Waging War with Civilians and Other Horrors

It can be very hard to understand why anyone should wish to use bullets, bombs, kidnapping, torture and other horrors to achieve their aims, yet that is precisely what is happening in many parts of the world. Hamas wants to destroy Israel so rains down rocket-fire; Israel wants to destroy Gaza so rains down air-strikes and ground offensives; ISIS wants to eliminate anyone who thinks or believes differently so uses bully-boy tactics on Christians and other religious groups; Boko Haram has its own vision, if one can call it that, for Nigeria and has no scruples about using kidnap and terror against the civilian population. In every case, it is civilians who suffer most; and as far as I can see, the shocking truth is that civilian suffering is what is intended. If enough civilians die, there will be a shift in thinking; existing power-structures will crumble; victory will have been won.

It would naive to believe that waging war with civilians is a novelty. Sadly, it has always been so; but today’s weaponry makes it easier and deadlier than ever. That raises all kinds of moral questions about Just War theory, individual/collective responsibility, the role of Superpowers and so on. I’m not sure what bloggers and others have to contribute to the debate, but perhaps thinking in terms of ‘debate’ itself contributes to the problem. We are not talking about something abstract and ultimately harmless but about human lives.
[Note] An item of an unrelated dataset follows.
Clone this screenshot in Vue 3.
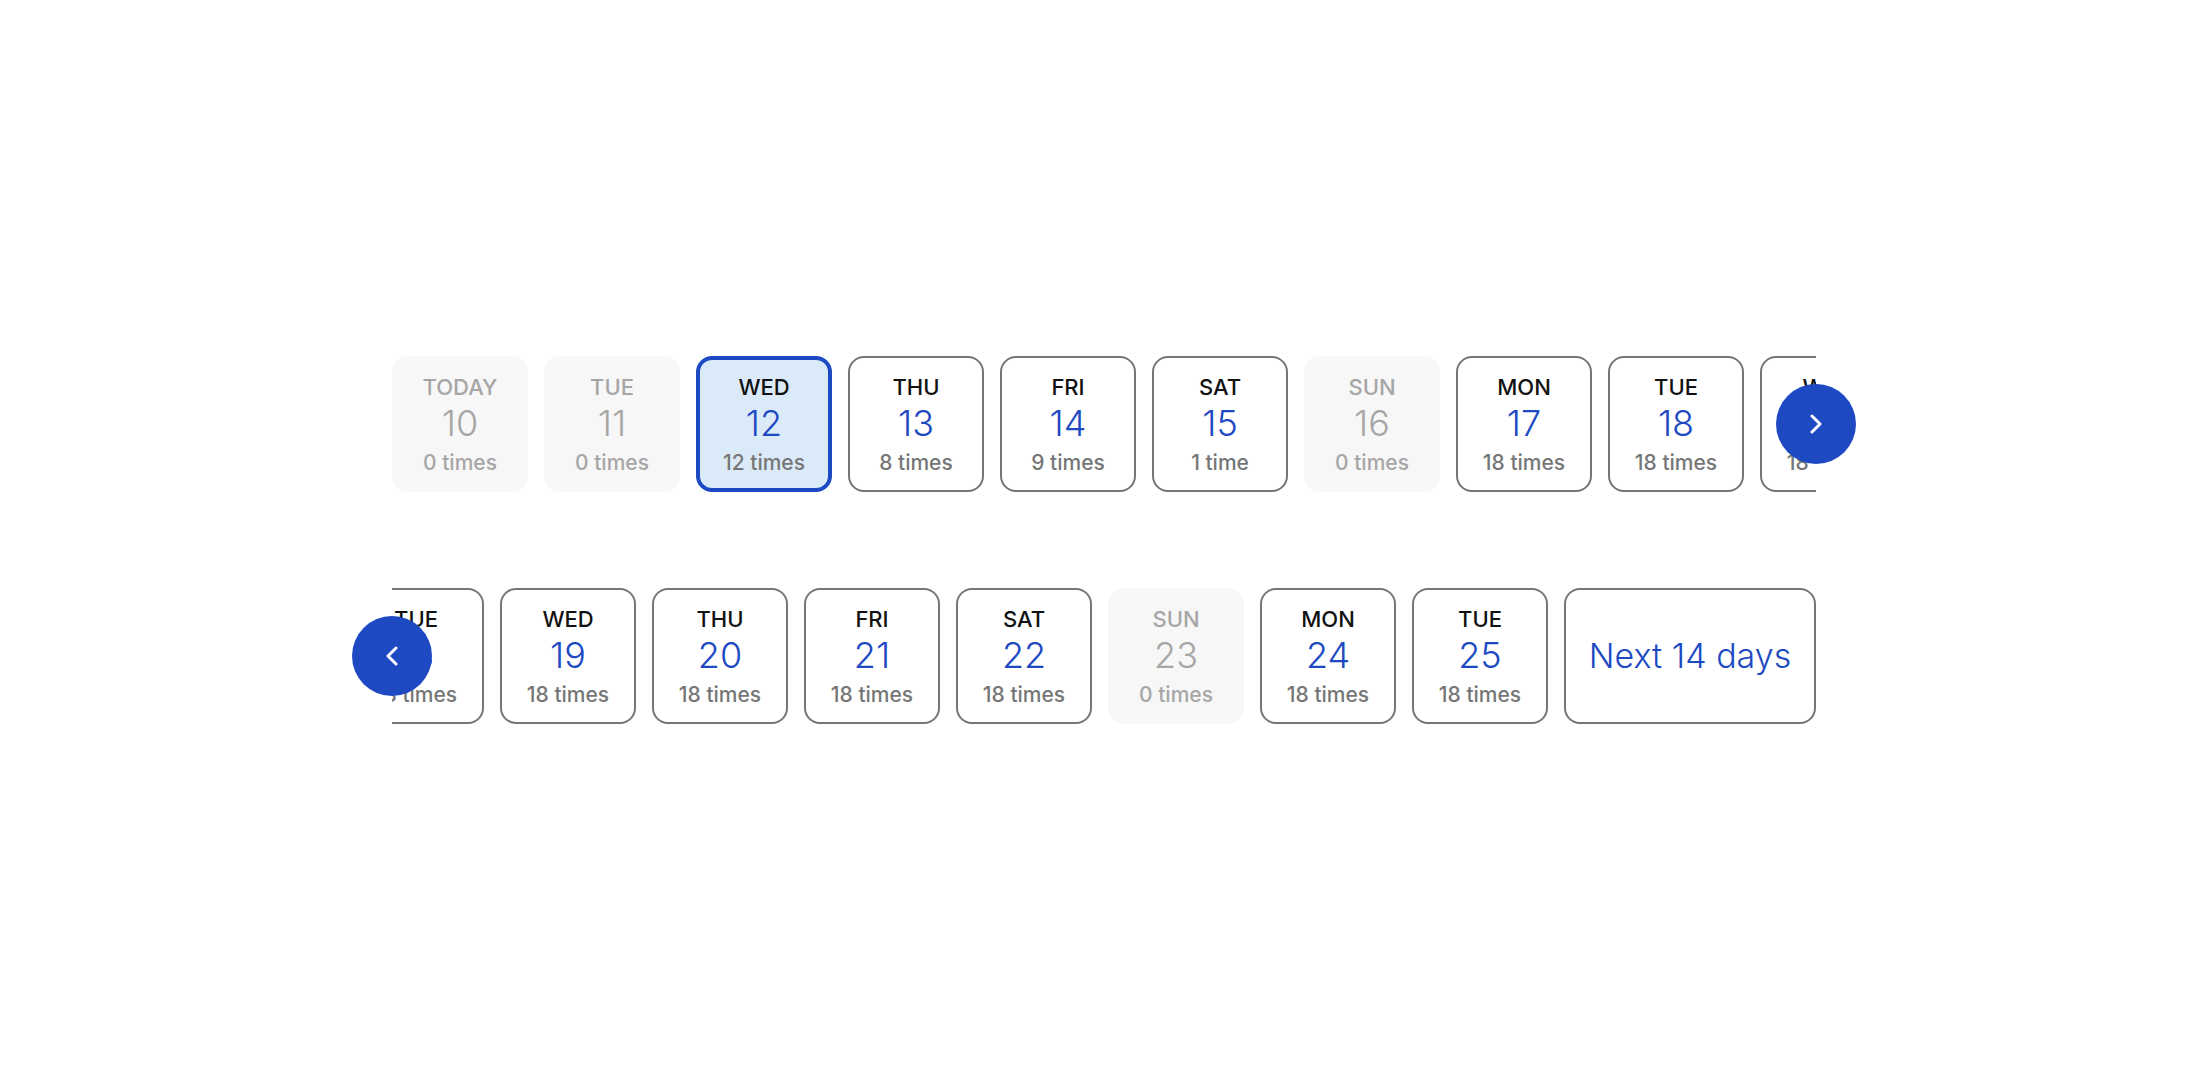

Perhaps we all need to take a deep breath and remember that what is done, or not done, today affects not only the present generation but generations to come. Wars are rarely born of sudden misunderstandings or power-grabs. They tend to come from long-simmering feuds and resentments, from the memory of hurts, real or imagined, that we all carry within us. Perhaps there is something there for us all to think about today.


4 thoughts on “Waging War with Civilians and Other Horrors”

  1. Thanks for these reflections, Sister.
    Having lived & worked for many years in NW Uganda on the margins of ongoing, bloody struggles in S Sudan, N Uganda & NE Congo, I long ago appreciated the truth of the Ugandan proverb: “When elephants fight, it is the grass that gets trampled”.
    So often it is indeed the weak, marginalized, powerless & innocent ordinary civilians are those that suffer the most, and pay the greatest cost.

  2. What upsets me the most are the companies producing weapons (in any country) and tactical “consultants” that insulate themselves from any responsibility. They capitalize on governments which come up with “justifiable” reasons to “eliminate” a problem, i.e. kill, or groups bound together behind an irrational cause.

    To reason a “just war” requires an understanding of all the factors surrounding a conflict, i.e. evil, and a sincere moral attitude/ obligation to stop it before it succeeds. Unfortunately, some government officials and groups don’t see things this way. They are selective or never reveal all the circumstances behind a situation (Relative truth?), are more intune to personal self preservation/ profit (Simple animal instinct?), ideologically out of control (Dualistic!), blind themselves with illusions of power/ dominance (Gaming mentality?), and perpetuate a historical justification for self righteous/ vengeful action (Limited / n0n-contemplative thought?) .

    How can a person in our modern world say ANY war is justified? Nowadays, “institutional” organizations engaged in nurturing an environment for war [EITHER offensively ->aggression/ revolution/ narrow mindness/ greed/ superiority/ relativistic -OR defensively -> superiority/ wealth/ greed/ repression/ status quo/ relativistic] are incapable of identifying any moral obligation to kill.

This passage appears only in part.